On the international front, Dublin is still on track, and began receiving waste. Management is eying new projects in the UK, and consulting on a Manila project, in the Philippines. Developed nations will tend to be a larger part of any expansion, due to higher energy and waste disposal costs.
That leads us back to the company's core business and the market reaction. Covanta is seeing firm prices for waste processing. This has already allowed management to raise the organic growth outlook by $5M to $30M for 2017. Thus, despite what you hear from some analysts, a shift toward shorter-term contracts are good as disposal markets tighten in the NE. Management is currently negotiating contract renewals Delaware county, Lancaster, and Harrisburg in this environment.
On 04/25/2017 04:35 PM, Esekla wrote:
Covanta has released its results for the first quarter:
- the company posted an EPS loss of 37 cents, which misses by 17 cents
- on revenue of $404M, which beats by $3M
- management also affirms full year guidance, saying:
The fire and resulting downtime at the Fairfax facility impacted results in the first quarter, but recovery is well underway, with credit to our outstanding team on the ground.

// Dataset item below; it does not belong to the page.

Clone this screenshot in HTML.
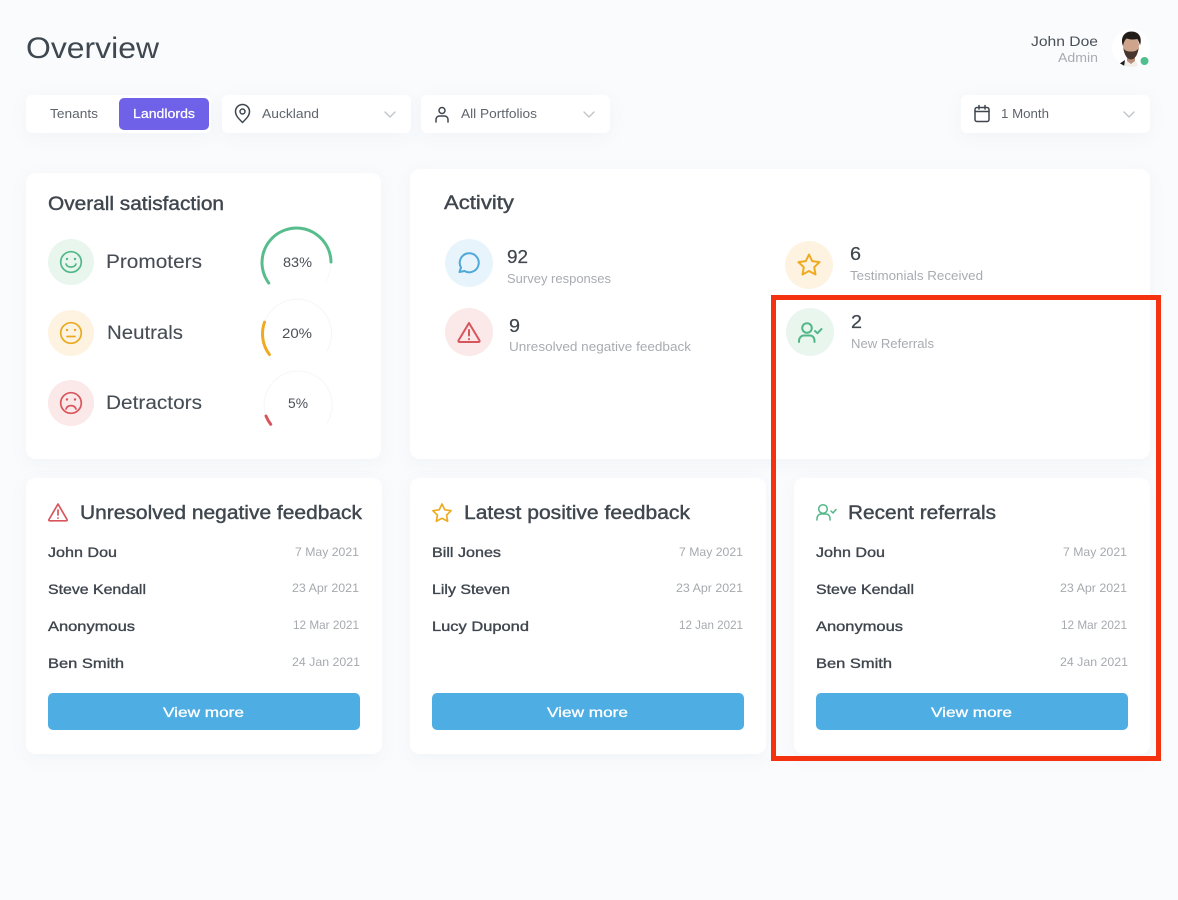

We expect to recoup much of the financial impact later in the year as we receive insurance payments. We also took the opportunity to accelerate scheduled outages at a few facilities into the first quarter while these facilities were down for other reasons, which contributed to our completing about 35% of our annual planned maintenance expense in Q1. We are very well positioned to post improved year-over-year performance for the balance of the year, and remain squarely on track with our full year outlook.Despite that, waste processing showed about 2% organic revenue growth. Energy revenue fell slightly while Metals increased commensurately. The latter is not likely to continue, based on what's been going on in the commodities markets.
It's been a bit of a wild ride for CVA lately, with shares showing notable weakness in an otherwise exuberant market. Nonetheless, it seems to me that the dividend will be maintained and I still see shares as a bargain at $15, though we'll have at least the rest of the year to wait for any dividend growth. The conference call is tomorrow morning and I will report again if there is anything interesting.